Les experts ont dit «cinq fois par jour». Au minimum. Jus de fruits au petit déjeuner, crudités, légumes cuits et fruit au déjeuner, soupe le soir par exemple et le compte est bon. Consommer cinq fruits et légumes quotidiennement est le plus sûr moyen, selon les nutritionnistes, d'éloigner cancer, maladies cardio-vasculaires et obésité. Crus ou cuits, frais ou en conserve, ce qui importe, c'est le nombre.
Depuis 2001 et la mise en place du Programme national nutrition santé, les autorités sanitaires essaient de redonner le goût des fruits et des légumes aux Français. Guides, semaines de promotion des fruits et des légumes, affichettes. Le message commence à être entendu. Mais il ne permet pas aux plus démunis de s'offrir les menus du PNNS. Il y a quelques semaines, Serge Hercberg, professeur de nutrition et rédacteur du PNNS, a remis ses propositions pour lancer la deuxième phase du programme au ministre de la Santé. Selon lui, il y a maintenant urgence à agir pour améliorer l'état nutritionnel des plus défavorisés.
Le PNNS préconise cinq fruits et légumes par jour. Cinq ans après sa mise en place, ses consignes peuvent-elles être suivies par les très bas revenus ?
Non. Une fracture alimentaire est en train de se creuser entre les populations favorisées, réceptives aux messages nutritionnels de santé publique, et les populations défavorisées, qui, pour des raisons culturelles, sociologiques et économiques, ne sont pas touchées par le message et n'ont de toute façon pas les moyens d'avoir accès à une alimentation allant dans le sens des recommandations. Nous venons de publier une étude sur la consommation des populations défavorisées. Nous avons été très impressionnés de voir les faibles revenus qu'elles investissent dans l'alimentation. Elles dépensent en moyenne 2,60 € par jour et par personne, alors qu'il faut au moins 3,50 € pour s'offrir l'alimentation recommandée dans le PNNS. 40% des personnes que nous avons interrogées avaient moins de 2 € par jour et 50% déclaraient ne pas manger à leur faim. Seulement 1% de cette population, qui se nourrit principalement grâce aux Restos du coeur ou aux épiceries solidaires, mange la quantité adéquate de fruits et de légumes.
Cette population souffre-t-elle de carences ?
Là encore nous avons été impressionnés.

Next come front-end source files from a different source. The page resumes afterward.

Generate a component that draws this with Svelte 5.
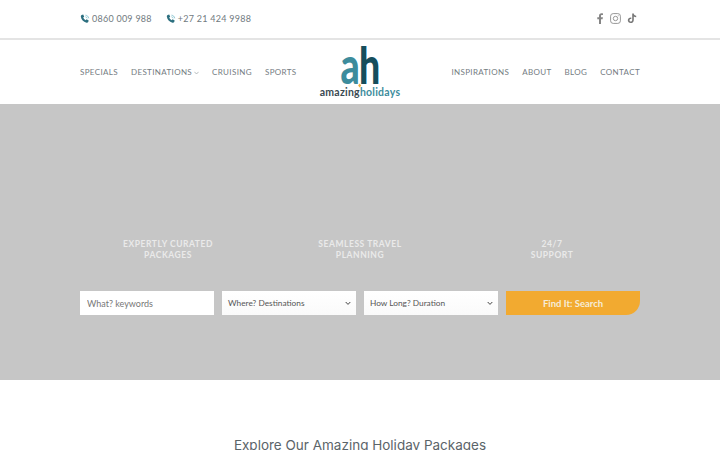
<script lang="ts">
  const leftNav = [
    { label: 'SPECIALS' },
    { label: 'DESTINATIONS', caret: true },
    { label: 'CRUISING' },
    { label: 'SPORTS' }
  ];
  const rightNav = ['INSPIRATIONS', 'ABOUT', 'BLOG', 'CONTACT'];
  const phones = ['0860 009 988', '+27 21 424 9988'];
  const features = [
    ['EXPERTLY CURATED', 'PACKAGES'],
    ['SEAMLESS TRAVEL', 'PLANNING'],
    ['24/7', 'SUPPORT']
  ];
  const selects = ['Where? Destinations', 'How Long? Duration'];
</script>

<div class="page">
  <div class="topbar">
    <div class="wrap topbar-in">
      <div class="phones">
        {#each phones as phone}
          <span class="phone">
            <svg width="10" height="10" viewBox="0 0 10 10">
              <path d="M1.6.9 3.2.5l1 2.2-1 .9c.4 1.1 1.2 2 2.4 2.6l1-.9 2.1 1.2-.5 1.6c-.3.6-1 .9-1.7.7C3.3 7.9 1.3 5.6.8 2.5.7 1.8 1 1.2 1.6.9Z" fill="#2c6f7f" />
              <path d="M5.5 1.2c1.7.1 3 1.4 3.2 3.1M5.5 2.8c.9.1 1.5.7 1.6 1.5" fill="none" stroke="#8cc6d2" stroke-width="1" />
            </svg>
            {phone}
          </span>
        {/each}
      </div>
      <div class="socials">
        <svg width="7" height="11" viewBox="0 0 7 11"><path d="M2 11V6.2H.3V4.3H2V2.900C2 1.200 3 .3 4.500.3c.7 0 1.300.1 1.500.1v1.700H5c-.8 0-1 .4-1 1v1.200h1.900l-.3 1.900H4V11H2Z" fill="#858585" /></svg>
        <svg width="11" height="11" viewBox="0 0 11 11" fill="none" stroke="#979797"><rect x=".6" y=".6" width="9.800" height="9.800" rx="2.600" /><circle cx="5.500" cy="5.500" r="2.200" /><circle cx="8.200" cy="2.800" r=".5" fill="#979797" stroke="none" /></svg>
        <svg width="10" height="11" viewBox="0 0 10 11"><path d="M5.200.4h1.600c.1 1.300.9 2.200 2.400 2.300v1.600c-.9 0-1.700-.3-2.400-.8v3.400c0 1.900-1.300 3.200-3.100 3.200C2 10.100.8 8.900.8 7.300c0-1.800 1.500-3.100 3.500-2.900v1.700c-1-.2-1.800.3-1.800 1.200 0 .7.600 1.300 1.300 1.300.9 0 1.400-.6 1.400-1.500V.4Z" fill="#777" /></svg>
      </div>
    </div>
  </div>

  <header class="header">
    <div class="wrap header-in">
      <nav class="nav">
        {#each leftNav as item}
          <span class="nav-item">
            {item.label}
            {#if item.caret}
              <svg class="caret" width="5" height="4" viewBox="0 0 5 4"><path d="M.4.8 2.500 3 4.600.8" fill="none" stroke="#9aa0a4" stroke-width=".7" /></svg>
            {/if}
          </span>
        {/each}
      </nav>
      <div class="logo">
        <div class="mark"><span class="mark-a">a</span><span class="mark-h">h</span><i class="spark"></i></div>
        <div class="wordmark">amazing<span>holidays</span></div>
      </div>
      <nav class="nav nav-right">
        {#each rightNav as label}
          <span class="nav-item">{label}</span>
        {/each}
      </nav>
    </div>
  </header>

  <section class="hero">
    <div class="wrap">
      <div class="features">
        {#each features as lines}
          <div class="feature">{lines[0]}<br />{lines[1]}</div>
        {/each}
      </div>
      <form class="search" on:submit|preventDefault>
        <input class="field" type="text" placeholder="What? keywords" />
        {#each selects as label}
          <div class="field select">
            <span>{label}</span>
            <svg width="6" height="5" viewBox="0 0 6 5"><path d="M.7 1 3 3.400 5.300 1" fill="none" stroke="#444" stroke-width="1" /></svg>
          </div>
        {/each}
        <button class="submit" type="submit">Find It: Search</button>
      </form>
    </div>
  </section>

  <section class="intro">
    <h2>Explore Our Amazing Holiday Packages</h2>
  </section>
</div>

<style>
  :global(body) { margin: 0; background: #fff; overflow: hidden; }
  .page { height: 450px; overflow: hidden; font-family: "Lato", "Inter", sans-serif; color: #6b7278; }
  .wrap { width: 560px; margin: 0 auto; }
  .topbar { height: 38px; border-bottom: 2px solid #e4e4e4; }
  .topbar-in { height: 37px; display: flex; justify-content: space-between; align-items: center; }
  .phones { display: flex; gap: 14px; }
  .phone { display: inline-flex; align-items: center; gap: 2px; font-size: 9px; letter-spacing: .25px; color: #717a80; }
  .socials { display: flex; align-items: center; gap: 6px; margin-right: 3px; }
  .header { height: 64px; }
  .header-in { height: 64px; display: grid; grid-template-columns: 1fr auto 1fr; align-items: center; }
  .nav { display: flex; gap: 13px; }
  .nav-right { justify-content: flex-end; }
  .nav-item { display: inline-flex; align-items: center; gap: 2px; font-size: 8px; letter-spacing: .36px; color: #747c82; }
  .caret { margin-top: 1px; }
  .logo { display: flex; flex-direction: column; align-items: center; }
  .mark { position: relative; height: 38px; display: flex; align-items: flex-end; font-family: "Lato", sans-serif; font-weight: 900; font-size: 52px; line-height: 41px; letter-spacing: -1px; transform: scaleX(.72); }
  .mark-a { color: #3d8c9c; }
  .mark-h { color: #164e5c; }
  .spark { position: absolute; left: 25px; bottom: -2px; width: 3px; height: 3px; background: #eeb040; transform: rotate(45deg); }
  .wordmark { margin-top: 2px; font-size: 10.500px; font-weight: 700; letter-spacing: .25px; line-height: 11px; color: #3a4a52; }
  .wordmark span { color: #3d8c9c; }
  .hero { height: 276px; background: #c6c6c6; }
  .features { display: grid; grid-template-columns: repeat(3, 1fr); gap: 16px; padding-top: 135px; }
  .feature { text-align: center; font-size: 8.500px; font-weight: 700; line-height: 11px; letter-spacing: .55px; color: #eaeaea; }
  .search { display: grid; grid-template-columns: repeat(4, 1fr); gap: 8px; margin-top: 30px; }
  .field { box-sizing: border-box; width: 100%; height: 24px; border: 0; border-radius: 0; background: #fff; font: inherit; font-size: 8.300px; color: #555; outline: none; }
  input.field { padding: 0 7px; font-size: 9px; }
  input.field::placeholder { color: #777; opacity: 1; }
  .select { display: flex; align-items: center; justify-content: space-between; padding: 0 5px 0 6px; background: linear-gradient(#fff, #fafafa); }
  .submit { height: 24px; border: 0; padding: 0; border-radius: 0 0 14px 0; background: #f2aa30; color: #f6ecd8; font: inherit; font-size: 9.500px; font-weight: 700; }
  .intro { padding-top: 55px; text-align: center; }
  h2 { margin: 0; font-family: "Inter", sans-serif; font-size: 13.500px; font-weight: 400; line-height: 20px; color: #5b6469; }
</style>
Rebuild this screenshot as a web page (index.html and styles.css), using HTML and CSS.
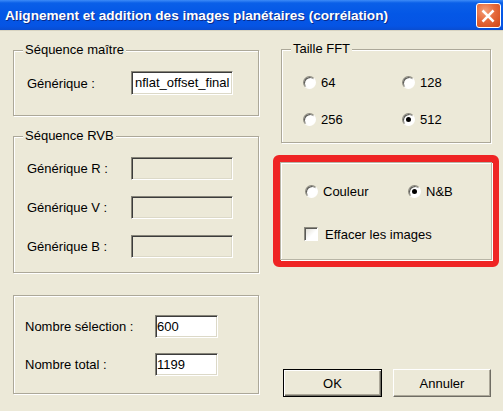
FILE: index.html
```html
<!DOCTYPE html>
<html lang="fr">
<head>
<meta charset="utf-8">
<title>Alignement</title>
<link rel="stylesheet" href="styles.css">
</head>
<body>
<div class="titlebar">
  <span class="title">Alignement et addition des images planétaires (corrélation)</span>
  <span class="close">
    <svg width="25" height="25" viewBox="0 0 25 25">
      <path d="M7 7 L17 17 M17 7 L7 17" stroke="#fff" stroke-width="2.8" stroke-linecap="square"/>
    </svg>
  </span>
</div>
<div class="dialog">
  <div class="col left">
    <div class="group g-master">
      <span class="legend">Séquence maître</span>
      <div class="field"><span class="lbl">Générique :</span><span class="edit">nflat_offset_final</span></div>
    </div>
    <div class="group g-rvb">
      <span class="legend">Séquence RVB</span>
      <div class="field"><span class="lbl">Générique R :</span><span class="edit disabled"></span></div>
      <div class="field"><span class="lbl">Générique V :</span><span class="edit disabled"></span></div>
      <div class="field"><span class="lbl">Générique B :</span><span class="edit disabled"></span></div>
    </div>
    <div class="group g-count">
      <div class="field"><span class="lbl">Nombre sélection :</span><span class="edit num">600</span></div>
      <div class="field"><span class="lbl">Nombre total :</span><span class="edit num">1199</span></div>
    </div>
  </div>
  <div class="col right">
    <div class="group g-fft">
      <span class="legend">Taille FFT</span>
      <div class="grid2">
        <label class="opt"><span class="radio"></span>64</label>
        <label class="opt"><span class="radio"></span>128</label>
        <label class="opt"><span class="radio"></span>256</label>
        <label class="opt"><span class="radio on"></span>512</label>
      </div>
    </div>
    <div class="highlight">
      <div class="group g-mode">
        <div class="moderow">
          <label class="opt"><span class="radio"></span>Couleur</label>
          <label class="opt"><span class="radio on"></span>N&amp;B</label>
        </div>
        <label class="opt"><span class="check"></span>Effacer les images</label>
      </div>
    </div>
    <div class="buttons">
      <span class="btn default">OK</span>
      <span class="btn">Annuler</span>
    </div>
  </div>
</div>
</body>
</html>
```
FILE: styles.css
```css
html, body {
  margin: 0;
  padding: 0;
}
body {
  width: 503px;
  height: 411px;
  overflow: hidden;
  background: #ece9d8;
  font-family: "Liberation Sans", Arial, sans-serif;
  font-size: 13px;
  color: #000;
}
.titlebar {
  height: 31px;
  display: flex;
  align-items: center;
  justify-content: space-between;
  background: linear-gradient(to bottom, #3d8bf7 0px, #0a5fe8 3px, #0457e6 14px, #0554e4 26px, #0a4bcc 31px);
  padding: 0 2px 0 5px;
  box-sizing: border-box;
  border-bottom: 1px solid #d8d4c2;
}
.title {
  color: #fff;
  font-weight: bold;
  font-size: 13.6px;
  text-shadow: 1px 1px 0 #0a2a8a;
}
.close {
  width: 25px;
  height: 25px;
  box-sizing: border-box;
  border: 1px solid #fff;
  border-radius: 3px;
  background: radial-gradient(circle at 35% 30%, #f4a07a 0%, #e66a3c 45%, #cf4515 100%);
  display: flex;
}
.close svg { display: block; }
.dialog {
  display: flex;
  gap: 14px;
  padding-left: 13px;
}
.col {
  display: flex;
  flex-direction: column;
}
.left {
  width: 246px;
  padding-top: 19px;
}
.right {
  width: 226px;
  padding-top: 18px;
}
.group {
  position: relative;
  border: 1px solid #aca899;
  box-shadow: inset 1px 1px 0 #fff, 1px 1px 0 #fff;
  box-sizing: border-box;
}
.legend {
  position: absolute;
  top: -9px;
  left: 9px;
  padding: 0 2px;
  background: #ece9d8;
  line-height: 16px;
}
.field {
  display: flex;
  align-items: center;
}
.lbl {
  display: block;
}
.edit {
  display: block;
  box-sizing: border-box;
  height: 23px;
  border: 1px solid;
  border-color: #868478 #fff #fff #868478;
  box-shadow: inset 1px 1px 0 #3c3c3c, inset -1px -1px 0 #dcd9c8;
  background: #fff;
  padding: 3px 0 0 3px;
  line-height: 16px;
  white-space: nowrap;
}
.edit.disabled {
  background: #ece9d8;
}
.g-master {
  height: 66px;
  padding: 20px 0 0 13px;
}
.g-master .lbl { width: 104px; }
.g-master .edit { width: 102px; height: 24px; }
.g-rvb {
  margin-top: 20px;
  height: 137px;
  padding: 20px 0 0 13px;
  display: flex;
  flex-direction: column;
  gap: 16px;
}
.g-rvb .lbl { width: 104px; }
.g-rvb .edit { width: 102px; }
.g-count {
  margin-top: 22px;
  height: 99px;
  padding: 19px 0 0 11px;
  display: flex;
  flex-direction: column;
  gap: 15px;
}
.g-count .lbl { width: 130px; }
.g-count .edit { width: 63px; padding-left: 1px; }
.g-fft {
  margin: 0 8px;
  height: 94px;
  padding: 24px 0 0 21px;
}
.grid2 {
  display: grid;
  grid-template-columns: 99px 80px;
  row-gap: 21px;
}
.opt {
  display: flex;
  align-items: center;
  height: 16px;
  gap: 5px;
  white-space: nowrap;
}
.radio {
  position: relative;
  display: block;
  width: 13px;
  height: 13px;
  box-sizing: border-box;
  border-radius: 50%;
  border: 1px solid;
  border-color: #8d8b80 #fff #fff #8d8b80;
  box-shadow: inset 1px 1px 0 #5a5a56;
  background: radial-gradient(circle at 65% 65%, #fff 0%, #fff 50%, #e6e4da 100%);
}
.radio.on::after {
  content: "";
  position: absolute;
  left: 3px;
  top: 3px;
  width: 5px;
  height: 5px;
  border-radius: 50%;
  background: #000;
}
.check {
  display: block;
  width: 14px;
  height: 14px;
  box-sizing: border-box;
  border: 1px solid;
  border-color: #8d8b80 #fff #fff #8d8b80;
  box-shadow: inset 1px 1px 0 #5a5a56;
  background: linear-gradient(135deg, #dedcd2 0%, #fff 60%);
  margin-right: 2px;
}
.highlight {
  margin-top: 12px;
  height: 112px;
  box-sizing: border-box;
  border: 7px solid #ef2424;
  border-radius: 6px;
}
.g-mode {
  height: 98px;
  padding: 20px 0 0 24px;
  display: flex;
  flex-direction: column;
  gap: 27px;
  border-color: #b8b5a6;
}
.moderow {
  display: flex;
}
.moderow .opt:first-child { width: 103px; }
.g-mode .check { margin-left: -1px; }
.buttons {
  margin-top: 102px;
  display: flex;
  gap: 11px;
  padding-left: 10px;
}
.btn {
  display: flex;
  align-items: center;
  justify-content: center;
  box-sizing: border-box;
  width: 98px;
  height: 28px;
  border: 1px solid;
  border-color: #fff #6f6d64 #6f6d64 #fff;
  box-shadow: inset -1px -1px 0 #aca899;
  background: #ece9d8;
}
.btn.default {
  width: 99px;
  border: 1px solid #000;
  box-shadow: inset 1px 1px 0 #fff, inset -1px -1px 0 #6f6d64, inset -2px -2px 0 #aca899;
}
```
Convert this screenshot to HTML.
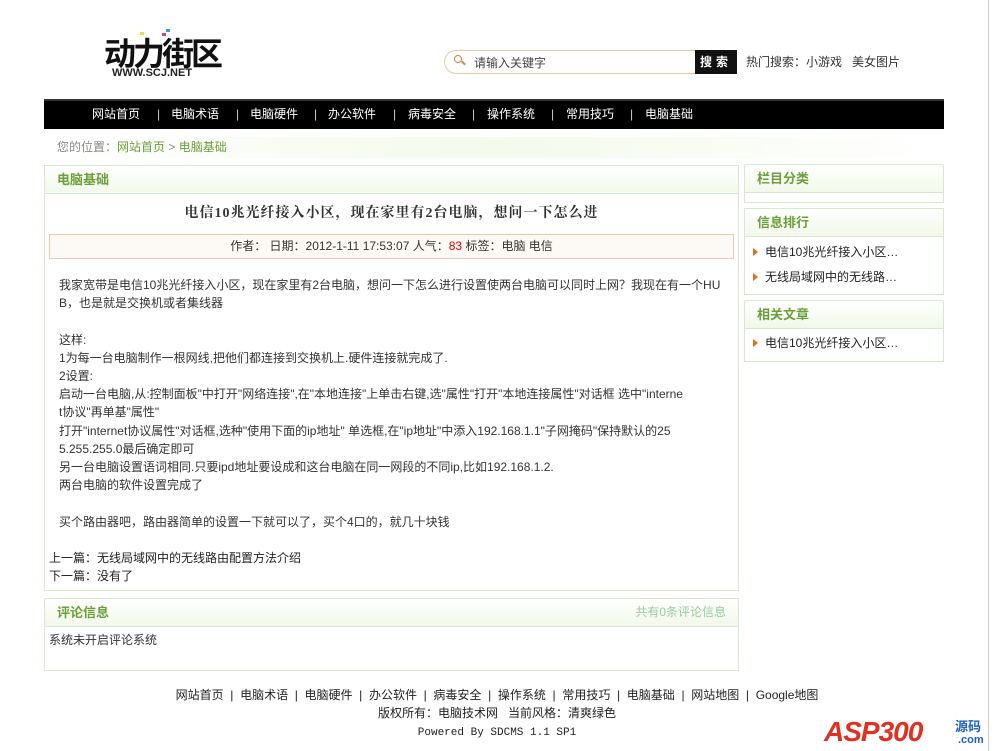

Non seulement 36% des femmes en situation de précarité présentent une obésité, mais 30% des femmes sont anémiques par carence en fer. Un taux pas si éloigné des pays en voie de développement. (...)
Que faire pour que les plus défavorisés aient aussi accès à une alimentation équilibrée ?
Jusqu'à récemment, ils utilisaient l'aide alimentaire comme complément. Aujourd'hui, elle est devenue la source exclusive d'approvisionnement. Il faut donc modifier l'organisation de cette aide alimentaire. Augmenter les quantités disponibles en fruits et légumes, jouer avec la récupération des surplus de production, travailler avec les marchés de gros, augmenter leur capacité de stockage, les équiper en camions. Mais ce n'est pas suffisant car, même si 3 millions de personnes fréquentent les structures d'aide, toutes les populations défavorisées n'y vont pas.
Que proposez-vous pour les autres ?
Il faut des actions directes. On ne peut plus se contenter de brochures. L'Etat doit fournir des moyens mais aussi des actions économiques, des mesures de type social. Si ces personnes ne peuvent pas se payer des fruits et des légumes, il faut les leur apporter sous forme de coupons gratuits. Ce ne sont pas des coupons de pauvres marqués au fer rouge. Ils ressembleraient plutôt à des Ticket Restaurant donnés aux populations défavorisées, celles qui bénéficient de la Couverture médicale universelle (CMU) par exemple, et qui ne seraient pas échangeables contre d'autres produits. C'est tout à fait organisable avec les Caisses d'allocations familiales. Cela a été testé aux Etats-Unis. Je propose de distribuer chaque mois deux coupons de 5 € par personne. Cela représenterait 150 à 200 grammes de fruits et de légumes par jour.
Qui les financerait ?
Cinq millions de personnes sont à la CMU. Cette mesure coûterait donc 600 millions d'euros par an. J'ai proposé que ce fonds soit cofinancé par l'Etat et par les entreprises, l'agroalimentaire, la grande distribution, les sociétés de jeux vidéo. On pourrait trouver un certain nombre d'acteurs qui contribueraient à ce fonds sous forme de cotisation indexée sur le chiffre d'affaires.